Oak Creek Police Chief Edwards said the FBI was leading the investigation because the shootings are being treated as domestic terrorism, or an attack that originated inside the U.S. Edwards told reporters one of the police officers who exchanged gunfire with Page was shot and killed. This was the same officer that fatally shot Page and ended the violence.

Witnesses agreed that this officer saved several lives with his heroic action.

“They went to church not knowing that they might die today,” said Simran Kaleka, whose family was in the temple, according to ABC News Radio. “I don’t know how sick you have to be to do that, and I don’t know if it was directed toward the Sikh culture and them having turbans and having beards, but ignorance is not going to get us anywhere.”

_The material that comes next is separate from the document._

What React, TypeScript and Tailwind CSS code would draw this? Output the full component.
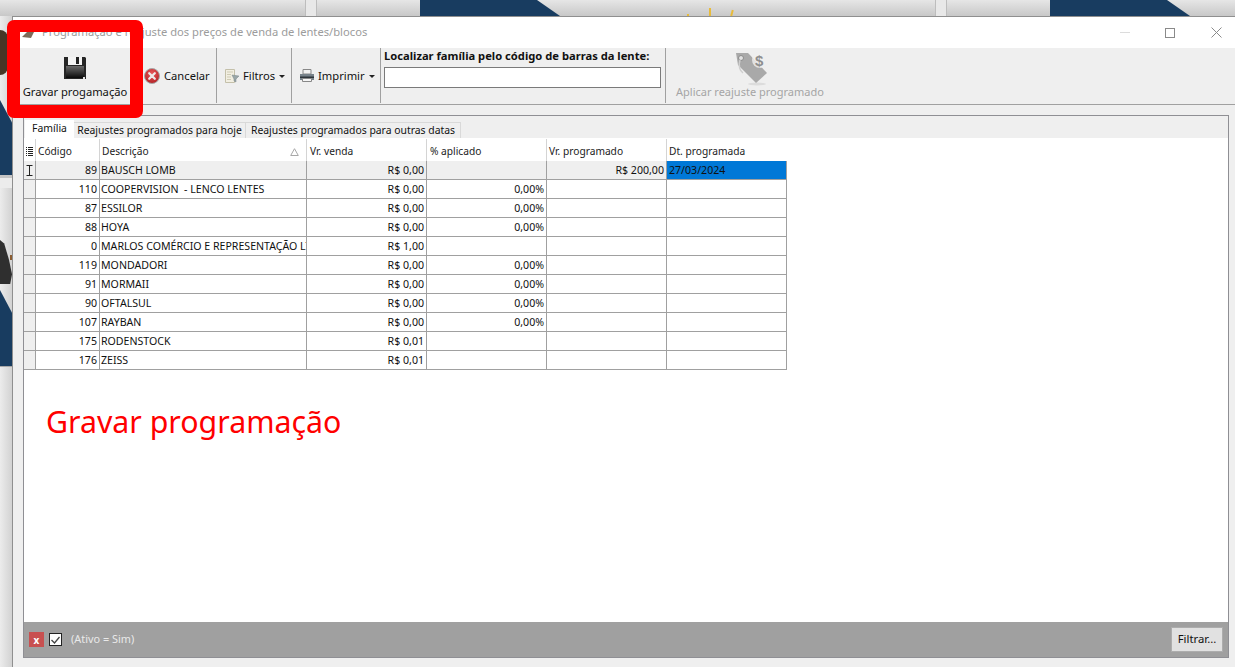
import React from "react";

const ui = "font-['Noto_Sans','Liberation_Sans',sans-serif]";

const rows: [string, string, string, string, string, string][] = [
  ["89", "BAUSCH LOMB", "R$ 0,00", "", "R$ 200,00", "27/03/2024"],
  ["110", "COOPERVISION  - LENCO LENTES", "R$ 0,00", "0,00%", "", ""],
  ["87", "ESSILOR", "R$ 0,00", "0,00%", "", ""],
  ["88", "HOYA", "R$ 0,00", "0,00%", "", ""],
  ["0", "MARLOS COMÉRCIO E REPRESENTAÇÃO LTDA", "R$ 1,00", "", "", ""],
  ["119", "MONDADORI", "R$ 0,00", "0,00%", "", ""],
  ["91", "MORMAII", "R$ 0,00", "0,00%", "", ""],
  ["90", "OFTALSUL", "R$ 0,00", "0,00%", "", ""],
  ["107", "RAYBAN", "R$ 0,00", "0,00%", "", ""],
  ["175", "RODENSTOCK", "R$ 0,01", "", "", ""],
  ["176", "ZEISS", "R$ 0,01", "", "", ""],
];

const Floppy = () => (
  <svg width="22" height="24" viewBox="0 0 22 24">
    <defs>
      <linearGradient id="fl" x1="0" y1="0" x2="0" y2="1">
        <stop offset="0" stopColor="#6a6a6a" />
        <stop offset="0.5" stopColor="#3a3a3a" />
        <stop offset="1" stopColor="#0a0a0a" />
      </linearGradient>
    </defs>
    <path d="M0 1h21l1 1v21H0z" fill="#262626" />
    <path d="M4 1h14v8H4z" fill="#f4f4f4" />
    <path d="M12 1h3v7h-3z" fill="#222" />
    <path d="M2 10h18v12H2z" fill="url(#fl)" />
    <path d="M19 21h2v2h-2z" fill="#e5e5e5" />
  </svg>
);

const CancelIcon = () => (
  <svg width="16" height="16" viewBox="0 0 16 16">
    <defs>
      <radialGradient id="cn" cx="0.5" cy="0.35" r="0.7">
        <stop offset="0" stopColor="#e8585a" />
        <stop offset="1" stopColor="#b01e22" />
      </radialGradient>
    </defs>
    <circle cx="8" cy="8" r="7.5" fill="url(#cn)" stroke="#a8a8a8" strokeWidth="1" />
    <path d="M5.2 5.2l5.6 5.6M10.8 5.2l-5.6 5.6" stroke="#eeeaea" strokeWidth="2.2" strokeLinecap="round" />
  </svg>
);

const FilterIcon = () => (
  <svg width="16" height="16" viewBox="0 0 16 16">
    <path d="M1.5 1.5h9v13h-9z" fill="#f2efe2" stroke="#c4c0aa" />
    <path d="M3 4h6M3 6.5h4M3 9h4M3 11.5h4" stroke="#cfcbb5" />
    <path d="M8 7l7 1-3 3v3l-2-1v-2z" fill="#9aa7a9" stroke="#7a8688" strokeWidth="0.5" />
  </svg>
);

const PrintIcon = () => (
  <svg width="16" height="16" viewBox="0 0 16 16">
    <path d="M4 1.5h8V6H4z" fill="#f2f2f2" stroke="#888" />
    <path d="M1 6h14v6H1z" fill="#77828a" />
    <path d="M1 8.5h14v1.5H1z" fill="#2e353b" />
    <path d="M3.5 10.5h9v3h-9z" fill="#f5f5f5" stroke="#888" />
  </svg>
);

const TagIcon = () => (
  <svg width="35" height="36" viewBox="0 0 35 36">
    <ellipse cx="23" cy="33" rx="9" ry="1.5" fill="#dcdcdc" />
    <path d="M2 2h12l19 20-11 10L4 14z" fill="#a9a9a9" />
    <circle cx="7" cy="7" r="2.5" fill="#e2e2e2" stroke="#8b8b8b" />
    <path d="M6 9c-2 6 0 11 3 13" fill="none" stroke="#cfcfcf" strokeWidth="1.5" />
    <circle cx="26" cy="9" r="8" fill="#efefef" opacity="0.8" />
    <text x="21" y="15" fontSize="15" fontWeight="700" fontFamily="Liberation Sans" fill="#8f8f8f">$</text>
  </svg>
);

const Caret = () => <span className="ml-1 inline-block h-0 w-0 border-x-[3px] border-t-[3px] border-x-transparent border-t-[#222]" />;

const Sep = () => <div className="w-px shrink-0 self-stretch bg-[#a0a0a0]" />;

const gridCols = "grid w-[763px] grid-cols-[12px_64px_207px_120px_120px_120px_120px]";
const Navy = "absolute left-0 w-[12px] bg-[#183c60] [clip-path:polygon(0_0,100%_30%,100%_100%,0_100%)]";

export default function App() {
  return (
    <div className={`relative h-[667px] w-[1235px] overflow-hidden bg-[#e4e4e4] text-[10.6px] text-[#111] ${ui}`}>
      {/* desktop behind the window */}
      <div className="absolute left-0 top-0 h-[16px] w-full bg-gradient-to-b from-[#e6e6e6] to-[#c8c8c8]">
        <div className="absolute left-[305px] top-0 h-full w-[12px] border-x border-[#bdbdbd] bg-[#e8e8e8]" />
        <div className="absolute left-[420px] top-0 h-full w-[140px] bg-[#183c60] [clip-path:polygon(0_0,117px_0,100%_100%,0_100%)]" />
        <div className="absolute left-[935px] top-0 h-full w-[12px] border-x border-[#bdbdbd] bg-[#e8e8e8]" />
        <div className="absolute left-[1050px] top-0 h-full w-[140px] bg-[#183c60] [clip-path:polygon(0_0,117px_0,100%_100%,0_100%)]" />
        <div className="absolute left-[709px] top-[8px] h-[8px] w-[2px] bg-[#e8bb3a]" />
        <div className="absolute left-[731px] top-[10px] h-[6px] w-[2px] rotate-[15deg] bg-[#e8bb3a]" />
        <div className="absolute left-[687px] top-[14px] h-[2px] w-[2px] bg-[#e8bb3a]" />
      </div>
      <div className="absolute left-0 top-[16px] h-[651px] w-[12px] bg-gradient-to-r from-[#ececec] to-[#d2d2d2]">
        <div className="absolute left-0 top-[14px] h-[45px] w-[8px] rounded-r-full bg-[#463626]" />
        <div className={`${Navy} top-[84px] h-[75px]`} />
        <div className="absolute left-0 top-[159px] h-[3px] w-[12px] bg-[#c4c4c4]" />
        <div className="absolute left-0 top-[162px] h-[10px] w-[12px] bg-[#ececec]" />
        <div className="absolute left-0 top-[224px] h-[44px] w-[12px] bg-[#2f2f2f] [clip-path:polygon(0_0,35%_8%,75%_45%,100%_78%,85%_100%,0_100%)]" />
        <div className="absolute left-[10px] top-[239px] h-[5px] w-[2px] bg-[#8a5c30]" />
        <div className={`${Navy} top-[274px] h-[76px]`} />
        <div className="absolute left-0 top-[350px] h-px w-[12px] bg-[#a8a8a8]" />
      </div>

      {/* window */}
      <div className="absolute left-[12px] top-[16px] flex h-[651px] w-[1223px] flex-col border-l border-t border-[#8f8f8f] bg-[#efefef]">
        <div className="flex h-[31px] shrink-0 items-center bg-white pl-[8px] text-[11.2px] text-[#9c9c9c]">
          <svg width="14" height="12" viewBox="0 0 14 12" className="mr-[7px] shrink-0">
            <path d="M1 10l7-7 5 2-3 6z" fill="#7d6a58" />
          </svg>
          <span>Programação e reajuste dos preços de venda de lentes/blocos</span>
          <div className="ml-auto flex h-full items-center">
            <div className="mr-[35px] h-px w-[10px] bg-[#dcdcdc]" />
            <div className="mr-[36px] h-[10px] w-[10px] border border-[#8a8a8a]" />
            <svg width="11" height="11" viewBox="0 0 11 11" className="mr-[13px]">
              <path d="M0.5 0.5l10 10M10.5 0.5l-10 10" stroke="#8a8a8a" fill="none" />
            </svg>
          </div>
        </div>

        <div className="flex h-[57px] shrink-0 items-stretch border-b border-[#a0a0a0] pb-px pl-[7px] text-[11.2px]">
          <div className="flex w-[110px] shrink-0 flex-col items-center pt-[8px]">
            <Floppy />
            <span className="mt-[4px] whitespace-nowrap">Gravar progamação</span>
          </div>
          <div className="ml-[14px] flex w-[72px] shrink-0 items-center gap-[4px] pt-px">
            <CancelIcon />
            <span>Cancelar</span>
          </div>
          <Sep />
          <div className="flex w-[74px] shrink-0 items-center pl-[7px] pt-px">
            <FilterIcon />
            <span className="ml-[3px]">Filtros</span>
            <Caret />
          </div>
          <Sep />
          <div className="flex w-[88px] shrink-0 items-center pl-[7px] pt-px">
            <PrintIcon />
            <span className="ml-[3px]">Imprimir</span>
            <Caret />
          </div>
          <Sep />
          <div className="flex w-[284px] shrink-0 flex-col pl-[3px]">
            <span className="whitespace-nowrap font-bold leading-[16px]">Localizar família pelo código de barras da lente:</span>
            <div className="mt-[3px] h-[21px] w-[277px] border border-[#7a7a7a] bg-white" />
          </div>
          <Sep />
          <div className="flex flex-1 flex-col items-start pl-[10px]">
            <div className="ml-[58px] mt-[3px] h-[34px]"><TagIcon /></div>
            <span className="mt-[-1px] whitespace-nowrap text-[11px] text-[#a5a5a5]">Aplicar reajuste programado</span>
          </div>
        </div>

        <div className="mb-[9px] ml-[10px] mr-[6px] mt-[10px] flex flex-1 flex-col border border-[#8f8f94] bg-white">
          <div className="flex h-[22px] shrink-0 items-end bg-[#efefef] pl-[1px] text-[10.4px]">
            <div className="flex h-[18px] w-[49px] shrink-0 items-center justify-center bg-white pb-[1px]">Família</div>
            <div className="flex h-[16px] w-[172px] shrink-0 items-center justify-center whitespace-nowrap border-r border-t border-[#d9d9d9]">Reajustes programados para hoje</div>
            <div className="flex h-[16px] w-[215px] shrink-0 items-center justify-center whitespace-nowrap border-r border-t border-[#d9d9d9]">Reajustes programados para outras datas</div>
          </div>

          <div className="flex flex-1 flex-col bg-white pt-[1px]">
            <div className={`${gridCols} h-[22px] items-center text-[10.2px] text-[#222]`}>
              <div className="flex h-full items-center justify-center border-r border-[#d4d4d4] pt-[3px]">
                <svg width="7" height="9" viewBox="0 0 7 9"><path d="M0 .5h1M2 .5h5M0 2.5h1M2 2.5h5M0 4.5h1M2 4.5h5M0 6.5h1M2 6.5h5M0 8.5h1M2 8.5h5" stroke="#222" /></svg>
              </div>
              <div className="flex h-full items-center border-r border-[#d4d4d4] pl-[2px] pt-[4px]">Código</div>
              <div className="flex h-full items-center justify-between border-r border-[#d4d4d4] pl-[2px] pr-[7px] pt-[4px]">
                <span>Descrição</span>
                <svg width="9" height="8" viewBox="0 0 9 8"><path d="M4.5.7L8.3 7.5H.7z" fill="none" stroke="#a8a8a8" /></svg>
              </div>
              <div className="flex h-full items-center border-r border-[#d4d4d4] pl-[3px] pt-[4px]">Vr. venda</div>
              <div className="flex h-full items-center border-r border-[#d4d4d4] pl-[3px] pt-[4px]">% aplicado</div>
              <div className="flex h-full items-center border-r border-[#d4d4d4] pl-[2px] pt-[4px]">Vr. programado</div>
              <div className="flex h-full items-center pl-[2px] pt-[4px]">Dt. programada</div>
            </div>

            {rows.map((r, i) => {
              const active = i === 0;
              const cell = `flex h-[19px] items-center overflow-hidden whitespace-pre border-b border-r border-[#a0a0a0] pt-px ${active ? "bg-[#efefef]" : "bg-white"}`;
              return (
                <div key={r[0]} className={gridCols}>
                  <div className="flex h-[19px] items-center justify-center border-b border-r border-[#a0a0a0] bg-[#efefef]">
                    {active && (
                      <svg width="7" height="11" viewBox="0 0 7 11"><path d="M.5.5h6M.5 10.5h6M3.5.5v10" stroke="#222" fill="none" /></svg>
                    )}
                  </div>
                  <div className={`${cell} justify-end pr-[2px]`}>{r[0]}</div>
                  <div className={`${cell} pl-[1px]`}>{r[1]}</div>
                  <div className={`${cell} justify-end pr-[2px]`}>{r[2]}</div>
                  <div className={`${cell} justify-end pr-[2px]`}>{r[3]}</div>
                  <div className={`${cell} justify-end pr-[2px]`}>{r[4]}</div>
                  <div className={`${cell} pl-[2px] ${active ? "!bg-[#0078d7]" : ""}`}>{r[5]}</div>
                </div>
              );
            })}

            <div className="ml-[22px] mt-[31px] text-[30.3px] leading-[42px] text-[#ff0000]">Gravar programação</div>
          </div>

          <div className="flex h-[35px] shrink-0 items-center bg-[#a0a0a0] pl-[5px] pr-[5px]">
            <div className="flex h-[15px] w-[15px] items-center justify-center bg-[#c85050] text-[10px] font-bold leading-none text-white">x</div>
            <div className="ml-[5px] flex h-[13px] w-[13px] items-center justify-center border border-[#222] bg-white">
              <svg width="9" height="8" viewBox="0 0 9 8"><path d="M.5 4l3 3 5-6" fill="none" stroke="#444" strokeWidth="1.3" /></svg>
            </div>
            <span className="ml-[9px] text-[10.9px] text-[#e9e9e9]">(Ativo = Sim)</span>
            <div className="ml-auto flex h-[25px] w-[52px] items-center justify-center border border-[#adadad] bg-[#e1e1e1] text-[11.3px]">Filtrar...</div>
          </div>
        </div>
      </div>

      {/* red annotation frame over the window */}
      <div className="absolute left-[7px] top-[20px] h-[98px] w-[136px] rounded-[7px] border-[13px] border-t-[12px] border-[#ff0000]" />
    </div>
  );
}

President Obama released a response to the victims:

“At this difficult time, the people of Oak Creek must know that the American people have them in our thoughts and prayers, and our hearts go out to the families and friends of those who were killed and wounded,” Obama said. “As we mourn this loss which took place at a house of worship, we are reminded how much our country has been enriched by Sikhs, who are a part of our broader American family.”